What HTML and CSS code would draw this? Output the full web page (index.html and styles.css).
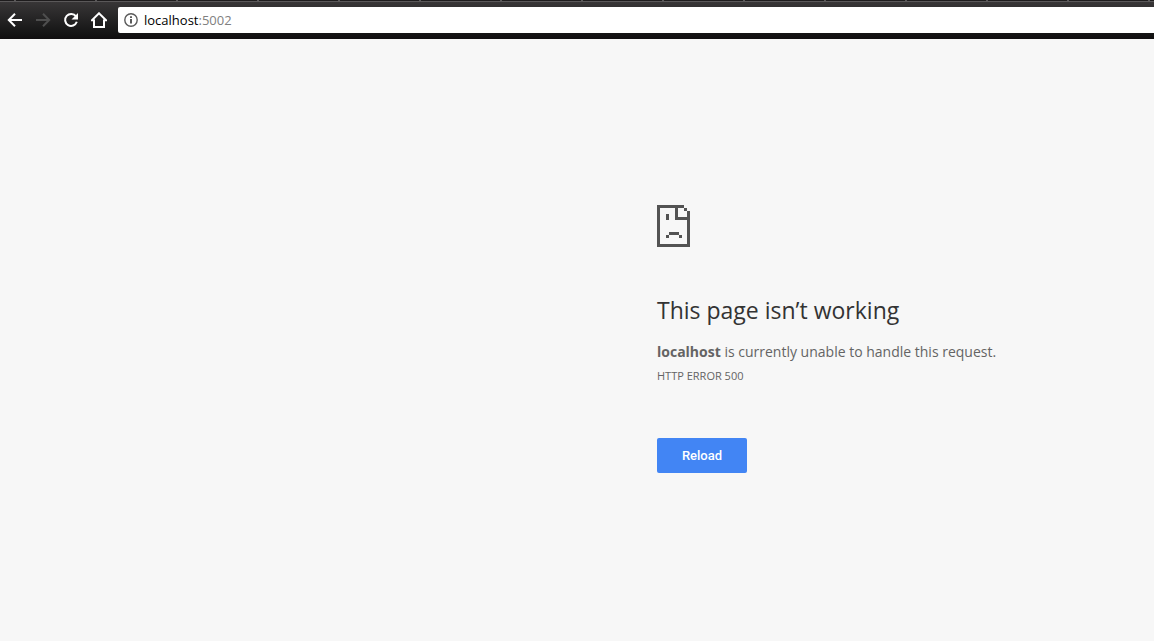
FILE: index.html
```html
<!DOCTYPE html>
<html lang="en">
<head>
<meta charset="utf-8">
<meta name="viewport" content="width=device-width, initial-scale=1">
<title>localhost</title>
<link rel="stylesheet" href="styles.css">
</head>
<body>
<header class="browser">
  <div class="tabs"></div>
  <nav class="toolbar" aria-label="Browser">
    <button class="tool" type="button" aria-label="Back">
      <svg viewBox="0 0 16 16"><path d="M15 8H2.500M8 1.800L1.800 8L8 14.200"/></svg>
    </button>
    <button class="tool" type="button" aria-label="Forward" disabled>
      <svg viewBox="0 0 16 16"><path d="M1 8h12.500M8 1.800L14.200 8L8 14.200"/></svg>
    </button>
    <button class="tool" type="button" aria-label="Reload page">
      <svg viewBox="0 0 16 16"><path d="M13 4.400A6 6 0 1 0 13.800 9.800"/><path class="solid" d="M15 1v6.500H8.500z"/></svg>
    </button>
    <button class="tool" type="button" aria-label="Home">
      <svg viewBox="0 0 16 16"><path d="M3 8.300H.9L8 1.300l7.100 7H13M3 7.500V15h10V7.500"/></svg>
    </button>
    <div class="address">
      <svg class="info" viewBox="0 0 14 14"><circle cx="7" cy="7" r="6.200"/><path d="M7 6v4.500M7 3.300v1.600"/></svg>
      <a class="url" href="#">localhost<span class="port">:5002</span></a>
    </div>
  </nav>
</header>
<main class="error">
  <svg class="sad" viewBox="0 0 33 42" aria-hidden="true"><path d="M0 0H27V3H21V12H33V15H18V3H3V39H30V15H33V42H0ZM27 3h3v3h-3ZM30 6h3v9h-3ZM9 9h3v6H9ZM12 27h10v3H12ZM9 30h3v3H9ZM22 30h3v3h-3Z"/></svg>
  <h1 class="title">This page isn’t working</h1>
  <p class="message"><strong>localhost</strong> is currently unable to handle this request.</p>
  <p class="code">HTTP ERROR 500</p>
  <button class="reload" type="button">Reload</button>
</main>
</body>
</html>
```
FILE: styles.css
```css
* {
  box-sizing: border-box;
}

body {
  margin: 0;
  min-height: 100vh;
  background: #f7f7f7;
  color: #646464;
  font-family: "Open Sans", "Noto Sans", sans-serif;
}

.browser {
  background: linear-gradient(#3a3839, #141414 34px, #100e0f);
}

.tabs {
  height: 2px;
  border-bottom: 1px solid #5a5859;
  background: repeating-linear-gradient(90deg, #1e1c1d 0 14px, #5a5859 14px 16px, #1e1c1d 16px 81px);
}

.toolbar {
  display: flex;
  align-items: center;
  height: 37px;
  padding: 5px 0 6px 1px;
}

.tool {
  display: grid;
  place-items: center;
  width: 28px;
  height: 26px;
  padding: 0;
  border: 0;
  background: none;
  color: #fff;
}

.tool:disabled {
  color: #4e4e4e;
}

.tool svg {
  width: 16px;
  height: 16px;
  fill: none;
  stroke: currentColor;
  stroke-width: 2;
}

.tool .solid {
  fill: currentColor;
  stroke: none;
}

.address {
  display: flex;
  flex: 1;
  align-items: center;
  gap: 6px;
  height: 26px;
  margin-left: 5px;
  padding-left: 6px;
  border-radius: 2px 0 0 2px;
  background: #fff;
}

.info {
  width: 14px;
  height: 14px;
  fill: none;
  stroke: #5a5a5a;
  stroke-width: 2;
}

.info circle {
  stroke-width: 1.4;
}

.url {
  color: #000;
  font-size: 13px;
  line-height: 18px;
  text-decoration: none;
}

.port {
  color: #808080;
}

.error {
  margin-left: calc(50% + 80px);
  padding-top: 166px;
}

.sad {
  display: block;
  width: 33px;
  height: 42px;
  fill: #535353;
  shape-rendering: crispEdges;
}

.title {
  margin: 48px 0 16px;
  color: #333;
  font-size: 23px;
  font-weight: 400;
  line-height: 30px;
}

.message {
  margin: 0;
  font-size: 14px;
  line-height: 22px;
}

.code {
  margin: 3px 0 0;
  font-size: 11px;
  line-height: 20px;
}

.reload {
  display: block;
  width: 90px;
  height: 35px;
  margin-top: 52px;
  padding: 0;
  border: 0;
  border-radius: 2px;
  background: #4285f4;
  color: #fff;
  font: 500 13px Roboto, sans-serif;
}
```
#####
**To be done:**
State the number of lines above that hold the string "code", with nothing added.

**Correct result:**
3